See the full API for all the gory details, but here's a quick primer:

const { JSONStream } = require("json-color-stream");

// Statically parse
console.log(JSONStream.parse(`{ "a": 1 }`));

let js;

// Handle non-piped input
js = new JSONStream();
js.on("data", (string) => console.log(string));
js.end(`{ "a": 1 }`);

// Handle piped (fragmented) input
js = new JSONStream();
js.on("data", (string) => process.stdout.write(string));
js.write(`{ "a"`);
js.write(`: 1 }`);
js.end();

CLI Usage

If you globally installed the package (or locally, then just use npx jcs), then you can do all this on the command line too!

# Show the help menu
jcs --help

# Format JSON strings
jcs '{"a": 1}'

# Can pipe to stdin too!
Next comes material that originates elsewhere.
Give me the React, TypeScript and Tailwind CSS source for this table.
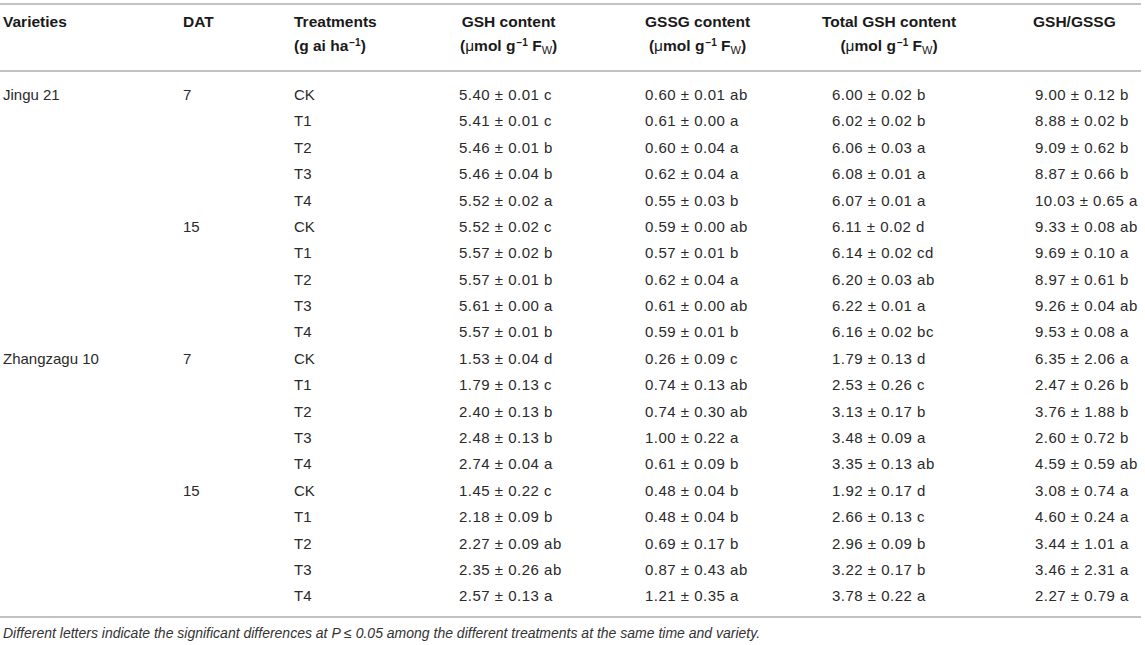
import React from "react";

type Row = { v?: string; d?: string; t: string; c: [string, string, string, string] };

const rows: Row[] = [
  { v: "Jingu 21", d: "7", t: "CK", c: ["5.40 ± 0.01 c", "0.60 ± 0.01 ab", "6.00 ± 0.02 b", "9.00 ± 0.12 b"] },
  { t: "T1", c: ["5.41 ± 0.01 c", "0.61 ± 0.00 a", "6.02 ± 0.02 b", "8.88 ± 0.02 b"] },
  { t: "T2", c: ["5.46 ± 0.01 b", "0.60 ± 0.04 a", "6.06 ± 0.03 a", "9.09 ± 0.62 b"] },
  { t: "T3", c: ["5.46 ± 0.04 b", "0.62 ± 0.04 a", "6.08 ± 0.01 a", "8.87 ± 0.66 b"] },
  { t: "T4", c: ["5.52 ± 0.02 a", "0.55 ± 0.03 b", "6.07 ± 0.01 a", "10.03 ± 0.65 a"] },
  { d: "15", t: "CK", c: ["5.52 ± 0.02 c", "0.59 ± 0.00 ab", "6.11 ± 0.02 d", "9.33 ± 0.08 ab"] },
  { t: "T1", c: ["5.57 ± 0.02 b", "0.57 ± 0.01 b", "6.14 ± 0.02 cd", "9.69 ± 0.10 a"] },
  { t: "T2", c: ["5.57 ± 0.01 b", "0.62 ± 0.04 a", "6.20 ± 0.03 ab", "8.97 ± 0.61 b"] },
  { t: "T3", c: ["5.61 ± 0.00 a", "0.61 ± 0.00 ab", "6.22 ± 0.01 a", "9.26 ± 0.04 ab"] },
  { t: "T4", c: ["5.57 ± 0.01 b", "0.59 ± 0.01 b", "6.16 ± 0.02 bc", "9.53 ± 0.08 a"] },
  { v: "Zhangzagu 10", d: "7", t: "CK", c: ["1.53 ± 0.04 d", "0.26 ± 0.09 c", "1.79 ± 0.13 d", "6.35 ± 2.06 a"] },
  { t: "T1", c: ["1.79 ± 0.13 c", "0.74 ± 0.13 ab", "2.53 ± 0.26 c", "2.47 ± 0.26 b"] },
  { t: "T2", c: ["2.40 ± 0.13 b", "0.74 ± 0.30 ab", "3.13 ± 0.17 b", "3.76 ± 1.88 b"] },
  { t: "T3", c: ["2.48 ± 0.13 b", "1.00 ± 0.22 a", "3.48 ± 0.09 a", "2.60 ± 0.72 b"] },
  { t: "T4", c: ["2.74 ± 0.04 a", "0.61 ± 0.09 b", "3.35 ± 0.13 ab", "4.59 ± 0.59 ab"] },
  { d: "15", t: "CK", c: ["1.45 ± 0.22 c", "0.48 ± 0.04 b", "1.92 ± 0.17 d", "3.08 ± 0.74 a"] },
  { t: "T1", c: ["2.18 ± 0.09 b", "0.48 ± 0.04 b", "2.66 ± 0.13 c", "4.60 ± 0.24 a"] },
  { t: "T2", c: ["2.27 ± 0.09 ab", "0.69 ± 0.17 b", "2.96 ± 0.09 b", "3.44 ± 1.01 a"] },
  { t: "T3", c: ["2.35 ± 0.26 ab", "0.87 ± 0.43 ab", "3.22 ± 0.17 b", "3.46 ± 2.31 a"] },
  { t: "T4", c: ["2.57 ± 0.13 a", "1.21 ± 0.35 a", "3.78 ± 0.22 a", "2.27 ± 0.79 a"] },
];

const grid = "grid grid-cols-[180px_111px_165px_186px_187px_203px_1fr]";

function Unit() {
  return (
    <span>
      (<span className="font-normal">μ</span>mol g<sup className="text-[10px] ml-[1px]">−1</sup>{" "}F
      <sub className="text-[11px] font-normal">W</sub>)
    </span>
  );
}

function Head({ a, b, cls }: { a: string; b?: React.ReactNode; cls?: string }) {
  return (
    <div className={"flex " + (cls ?? "")}>
      <div className="inline-flex flex-col items-center">
        <div className="h-[24px] leading-[24px]">{a}</div>
        {b ? <div className="h-[24px] leading-[24px] whitespace-nowrap">{b}</div> : null}
      </div>
    </div>
  );
}

export default function App() {
  return (
    <div
      className="w-[1145px] h-[645px] bg-white text-[#222] overflow-hidden"
      style={{ fontFamily: '"Liberation Sans", Arial, sans-serif' }}
    >
      <div className="pt-[3px] mr-[4px]">
        <div className="border-t-2 border-b-2 border-[#c2c2c2]">
          <div className={grid + " pl-[3px] pt-[5px] pb-[12px] text-[15.5px] font-bold text-[#1a1a1a]"}>
            <Head a="Varieties" />
            <Head a="DAT" />
            <div className="flex flex-col">
              <div className="h-[24px] leading-[24px]">Treatments</div>
              <div className="h-[24px] leading-[24px]">
                (g ai ha<sup className="text-[10px] ml-[1px]">−1</sup>)
              </div>
            </div>
            <Head a="GSH content" b={<Unit />} cls="ml-[1px]" />
            <Head a="GSSG content" b={<Unit />} />
            <Head a="Total GSH content" b={<Unit />} cls="-ml-[10px]" />
            <Head a="GSH/GSSG" cls="-ml-[2px]" />
          </div>
        </div>
        <div className="border-b-2 border-[#c2c2c2] pt-[10px] pb-[6px] text-[15px] text-[#2a2a2a]">
          {rows.map((r, i) => (
            <div key={i} className={grid + " pl-[3px] h-[26.4px] items-center whitespace-nowrap"}>
              <div>{r.v ?? ""}</div>
              <div>{r.d ?? ""}</div>
              <div>{r.t}</div>
              {r.c.map((x, j) => (
                <div key={j} className="tracking-[0.5px]">{x}</div>
              ))}
            </div>
          ))}
        </div>
      </div>
      <div className="pl-[3px] pt-[7px] text-[14px] italic text-[#333] leading-[16px] whitespace-nowrap">
        Different letters indicate the significant differences at P ≤ 0.05 among the different treatments at the same
        time and variety.
      </div>
    </div>
  );
}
Just use the "-" argument
curl -s https://api.github.com/users/jonathanvanschenck/repos | jcs -

# Can turn off colors, and quote suppression, so that your eyes can bleed
jcs --colorize-mode 0 --quote-suppression-mode 0 '{"a": 1}'

# Okay, maybe its just that you are piping to a file or your terminal doesn't support joy and beauty,
#  in that case, you might want to make turn on character escaping too:
jcs \
  --colorize-mode 0 \
  --quote-suppression-mode 0 \
  --escape-whitespace 1 \
  --escape-unicode 1 \
  '{"a": 1, ["\n", "\u00f6"]}'

# Or maybe you just want to cannonicalize the output, in which case you can turn everything off:
#  like pretty formats, etc. 
jcs \
  --indent "" \
  --EOL "" \
  --colon ":" \
  --colorize-mode 0 \
  --quote-suppression-mode 0 \
  --escape-whitespace 1 \
  --escape-unicode 1 \
  '{"a": 1, ["\n", "\u00f6"]}'

If you don't like any of the defaults, you can edit them in $HOME/.config/jcs/config.json, which are just the Renderer's constructor options:

Manual Installation

Make sure you have node.js installed on your system

Make sure the index file is executable

chmod +x cli.js

Simulink the index file to some folder in your path, e.g.:

cd /usr/local/bin
ln -s /path/to/cli.js jcs

TODOs

  • Add configuration management tools to the cli
  • Add some convenient overrides to cli, for things like "--cannonicalize"
  • Add non-composite starts for JSON strings?
  • Clean up error reporting, for the possibility of error handling
  • Allow parser resets
  • Add filtering, like some subset of jq?